LA LUCE DEL VENTO
Ammirando la bellissima Casalgrande Ceramic Cloud del maestro giapponese Kengo Kuma, illuminata dalla luce che lei ha progettato, si ha l’impressione di ascoltare due artisti che s’incontrano e raccontano ogni volta una storia differente, a seconda del momento della giornata e delle condizioni atmosferiche. Lei lavora con i più grandi architetti, artisti e musei del mondo. Fino a che punto nei suoi progetti la luce diviene materia dell’architettura?
La luce deve essere progettata partendo da un presupposto fondamentale: deve essere al servizio dell’architettura che va interpretata, esaltandone volumi e superfici e mettendone in evidenza dettagli, particolari, materiali. Non amo essere definito un light designer, ma un progettista perché credo che sia importante cimentarsi con ogni problema progettuale trovandone di volta in volta le giuste soluzioni, confrontandosi con gli architetti, la loro sensibilità e il loro modo di fare. È importantissimo per me l’ascolto, sia del cliente che del progettista con cui mi confronto.
Ciascun architetto ha a disposizione un ampio ventaglio di scelte stilistiche: c’è chi si esprime attraverso le grandi tecnologie e chi, come Kengo Kuma, attraverso la materia, chi è portato al minimalismo e chi verso un’architettura caratterizzata da un grande stile decorativo, ma per ognuno di questi casi penso che i risultati più interessanti si ottengano quando la luce diventa materia fondante del progetto architettonico, quando la luce è capace di raccontarlo, di farlo vivere.
Il progettista della luce sviluppa pensieri che raccontano storie di luce, che emozionano e comunicano. Il mio percorso mi ha portato a scrivere poesie e racconti di luce. Quando di fronte ad un’opera come quella del maestro Kuma parlo della luce delle nuvole o della luce del vento è perché, oltre alla funzionalità dell’illuminazione di un’opera pubblica, vedo il potenziale narrativo di questo oggetto: la luce diventa mezzo di espressione e di comunicazione, diventa lo strumento con cui riesco ad esprimermi.
Quindi potremmo leggere le opere degli architetti per cui lei progetta l’illuminazione come se fossero libri, racconti, che a loro volta ispirano altri racconti, i racconti e le poesie di luce?

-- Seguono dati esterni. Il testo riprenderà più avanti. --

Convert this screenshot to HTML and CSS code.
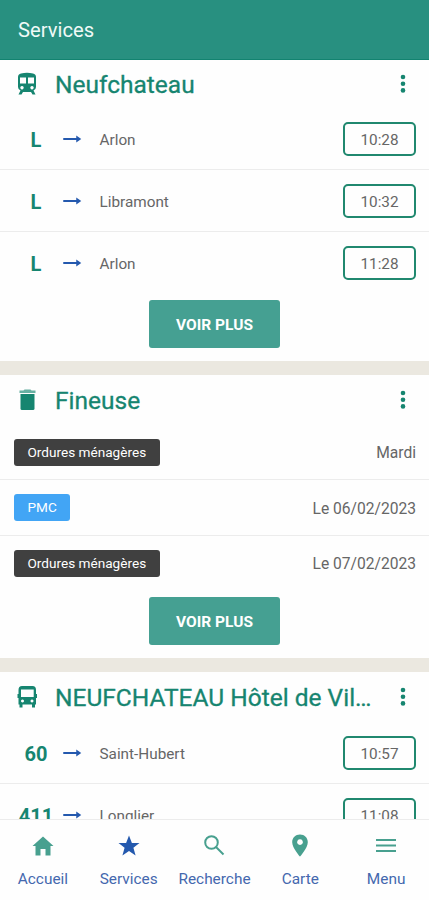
FILE: index.html
```html
<!DOCTYPE html>
<html lang="fr">
<head>
    <meta charset="UTF-8">
    <meta name="viewport" content="width=device-width, initial-scale=1.0">
    <title>Services</title>
    <link rel="stylesheet" href="styles.css">
</head>
<body>
    <!-- Header -->
    <header class="header">
        <h1>Services</h1>
    </header>

    <!-- Main Content -->
    <main class="main-content">
        <!-- Train -->
        <section class="card">
            <div class="card-header">
                <svg class="card-icon" viewBox="0 0 20 24"><path fill-rule="evenodd" d="M4 1.500Q10 0 16 1.500Q19 2 19 5V15Q19 17.500 16.500 18.500L18.500 22.500H15.500L14 20H6L4.500 22.500H1.500L3.500 18.500Q1 17.500 1 15V5Q1 2 4 1.500ZM3 5.500V11.500H9V5.500ZM11 5.500V11.500H17V5.500ZM5 14a1.700 1.700 0 1 0 .01 0ZM15 14a1.700 1.700 0 1 0 .01 0Z"/></svg>
                <h2>Neufchateau</h2>
                <svg class="more" viewBox="0 0 6 20"><circle cx="3" cy="3" r="2.300"/><circle cx="3" cy="9.700" r="2.300"/><circle cx="3" cy="16.400" r="2.300"/></svg>
            </div>
            <div class="row">
                <span class="line">L</span>
                <svg class="arrow" viewBox="0 0 18 8"><path d="M0 3H13V.5L18 4L13 7.500V5H0Z"/></svg>
                <span class="stop">Arlon</span>
                <span class="time">10:28</span>
            </div>
            <div class="row">
                <span class="line">L</span>
                <svg class="arrow" viewBox="0 0 18 8"><path d="M0 3H13V.5L18 4L13 7.500V5H0Z"/></svg>
                <span class="stop">Libramont</span>
                <span class="time">10:32</span>
            </div>
            <div class="row">
                <span class="line">L</span>
                <svg class="arrow" viewBox="0 0 18 8"><path d="M0 3H13V.5L18 4L13 7.500V5H0Z"/></svg>
                <span class="stop">Arlon</span>
                <span class="time">11:28</span>
            </div>
            <button class="btn">VOIR PLUS</button>
        </section>

        <!-- Waste collection -->
        <section class="card">
            <div class="card-header">
                <svg class="card-icon" viewBox="0 0 20 24"><path d="M3.500 6H17.500V20.500Q17.500 22 16 22H5Q3.500 22 3.500 20.500Z"/><path class="lid" d="M2.500 2.500H6.500L7.500 1.500H13.500L14.500 2.500H18.500V5H2.500Z"/></svg>
                <h2>Fineuse</h2>
                <svg class="more" viewBox="0 0 6 20"><circle cx="3" cy="3" r="2.300"/><circle cx="3" cy="9.700" r="2.300"/><circle cx="3" cy="16.400" r="2.300"/></svg>
            </div>
            <div class="row waste">
                <span class="badge">Ordures ménagères</span>
                <span class="date">Mardi</span>
            </div>
            <div class="row waste">
                <span class="badge blue">PMC</span>
                <span class="date">Le 06/02/2023</span>
            </div>
            <div class="row waste">
                <span class="badge">Ordures ménagères</span>
                <span class="date">Le 07/02/2023</span>
            </div>
            <button class="btn">VOIR PLUS</button>
        </section>

        <!-- Bus -->
        <section class="card">
            <div class="card-header">
                <svg class="card-icon" viewBox="0 0 20 24"><path fill-rule="evenodd" d="M5 1H15.500Q19 1 19 5V9H20V13H19V19.500H18V22.500H15V19.500H5.500V22.500H2.500V19.500H1.500V13H.5V9H1.500V5Q1.500 1 5 1ZM4 4.500V12H16.700V4.500ZM5.500 14.500a1.500 1.500 0 1 0 .01 0ZM15 14.500a1.500 1.500 0 1 0 .01 0Z"/></svg>
                <h2>NEUFCHATEAU Hôtel de Ville</h2>
                <svg class="more" viewBox="0 0 6 20"><circle cx="3" cy="3" r="2.300"/><circle cx="3" cy="9.700" r="2.300"/><circle cx="3" cy="16.400" r="2.300"/></svg>
            </div>
            <div class="row">
                <span class="line">60</span>
                <svg class="arrow" viewBox="0 0 18 8"><path d="M0 3H13V.5L18 4L13 7.500V5H0Z"/></svg>
                <span class="stop">Saint-Hubert</span>
                <span class="time">10:57</span>
            </div>
            <div class="row">
                <span class="line">411</span>
                <svg class="arrow" viewBox="0 0 18 8"><path d="M0 3H13V.5L18 4L13 7.500V5H0Z"/></svg>
                <span class="stop">Longlier</span>
                <span class="time">11:08</span>
            </div>
        </section>
    </main>

    <!-- Bottom Navigation -->
    <nav class="bottom-nav">
        <a class="nav-item">
            <svg viewBox="0 0 24 24"><path d="M12 2.500L22.500 12H19.500V21.500H14.500V15H9.500V21.500H4.500V12H1.500Z"/></svg>
            <span>Accueil</span>
        </a>
        <a class="nav-item active">
            <svg viewBox="0 0 24 24"><path d="M12 1.500L14.900 9H22.500L16.400 13.700L18.600 21.500L12 17L5.400 21.500L7.600 13.700L1.500 9H9.100Z"/></svg>
            <span>Services</span>
        </a>
        <a class="nav-item">
            <svg viewBox="0 0 24 24"><g class="stroke"><circle cx="9.500" cy="8.500" r="6.300"/><path d="M14 13L21.500 20.500"/></g></svg>
            <span>Recherche</span>
        </a>
        <a class="nav-item">
            <svg viewBox="0 0 24 24"><path fill-rule="evenodd" d="M12 .5C7.500 .5 4.200 3.800 4.200 8.200C4.200 14 12 22.500 12 22.500S19.800 14 19.800 8.200C19.800 3.800 16.500 .5 12 .5ZM12 5.200a2.900 2.900 0 1 0 .01 0Z"/></svg>
            <span>Carte</span>
        </a>
        <a class="nav-item">
            <svg viewBox="0 0 24 24"><g class="stroke"><path d="M2 6H22M2 11.500H22M2 17H22"/></g></svg>
            <span>Menu</span>
        </a>
    </nav>
</body>
</html>
```
FILE: styles.css
```css
/* Global Styles */
* {
    box-sizing: border-box;
    margin: 0;
    padding: 0;
    font-family: Roboto, sans-serif;
}
body {
    display: flex;
    flex-direction: column;
    height: 100vh;
    overflow: hidden;
    background-color: #fff;
}

/* Header */
.header {
    flex: none;
    display: flex;
    align-items: center;
    height: 60px;
    padding: 0 18px;
    background-color: #289080;
    border-bottom: 1px solid #128370;
    color: #f0faf7;
}
.header h1 {
    font-size: 20.200px;
    font-weight: 400;
}

/* Main Content */
.main-content {
    flex: 1;
    min-height: 0;
    overflow: hidden;
    display: flex;
    flex-direction: column;
    gap: 14px;
    background-color: #ebe8e0;
}
.card {
    flex: none;
    display: flex;
    flex-direction: column;
    padding-bottom: 13px;
    background-color: #fefefe;
}
.card-header {
    display: flex;
    align-items: center;
    height: 50px;
    padding: 0 23px 0 17px;
    color: #168570;
    fill: #168570;
}
.card:first-child .card-header {
    height: 48px;
}
.card-icon {
    flex: none;
    width: 20px;
    height: 24px;
    margin-right: 18px;
}
.lid {
    opacity: 0.65;
}
.card-header h2 {
    flex: 1;
    padding-top: 1px;
    margin-right: 27px;
    font-size: 24.500px;
    font-weight: 400;
    white-space: nowrap;
    overflow: hidden;
    text-overflow: ellipsis;
    -webkit-text-stroke: 0.3px #168570;
}
.more {
    flex: none;
    width: 6px;
    height: 20px;
}

/* Rows */
.row {
    display: flex;
    align-items: center;
    height: 62px;
    padding: 0 13px;
    border-bottom: 1px solid #ececec;
    color: #666;
    font-size: 15.300px;
}
.row:nth-child(4) {
    border-bottom: none;
}
.line {
    width: 46px;
    padding-top: 2px;
    text-align: center;
    color: #168570;
    font-size: 20px;
    font-weight: 700;
}
.arrow {
    width: 18.500px;
    height: 8px;
    margin: 0 18px 0 4px;
    fill: #2459ae;
}
.stop {
    flex: 1;
    padding-top: 2px;
}
.time {
    width: 73px;
    height: 34px;
    border: 2px solid #20886f;
    border-radius: 5px;
    text-align: center;
    line-height: 32px;
    font-size: 15.300px;
}
.waste {
    height: 55.400px;
    padding-left: 14px;
    justify-content: space-between;
}
.badge {
    height: 27px;
    padding: 0 13.500px;
    border-radius: 3px;
    background-color: #404040;
    color: #fff;
    font-size: 13.600px;
    line-height: 27px;
}
.badge.blue {
    background-color: #42a5f5;
}
.date {
    padding-top: 2px;
    font-size: 15.600px;
}
.btn {
    align-self: center;
    width: 131px;
    height: 48px;
    padding-top: 2px;
    margin-top: 6px;
    border: none;
    border-radius: 3px;
    background-color: #45a092;
    color: #fff;
    font-size: 15.500px;
    font-weight: 700;
}

/* Bottom Navigation */
.bottom-nav {
    flex: none;
    display: flex;
    height: 81px;
    border-top: 1px solid #ececec;
    background-color: #fefefe;
}
.nav-item {
    flex: 1;
    display: flex;
    flex-direction: column;
    align-items: center;
    padding-top: 14px;
    gap: 12px;
    color: #4468ae;
    fill: #48a08f;
    font-size: 15.400px;
    line-height: 19px;
}
.nav-item svg {
    width: 24px;
    height: 24px;
}
.nav-item.active {
    fill: #2459ae;
}
.stroke {
    fill: none;
    stroke: #48a08f;
    stroke-width: 2;
}
```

Anche nelle mie produzioni di poesie di luce vado oltre al concetto di video per usare la luce come fosse una traccia scritta, un racconto; non video, ma film che vengono prodotti per illuminare ed emozionare. In questo periodo sto lavorando all’illuminazione di un grande museo per un’importante casa di moda: trovo molto interessante la possibilità di creare poesie di luce che illuminino carte, stoffe, superfici, perché toccare i materiali fa parte dell’esperienza artistica e della fruizione dell’opera. La tecnologia oggi è talmente esasperata che non permette più di avere un contatto diretto con i materiali. La tecnologia moderna va sicuramente utilizzata, perché è il nostro futuro, ma questo non vuol dire che possiamo permetterci il lusso di ignorare i materiali, soprattutto se vogliamo produrre opere che restino nell’eternità e non oggetti legati alle mode.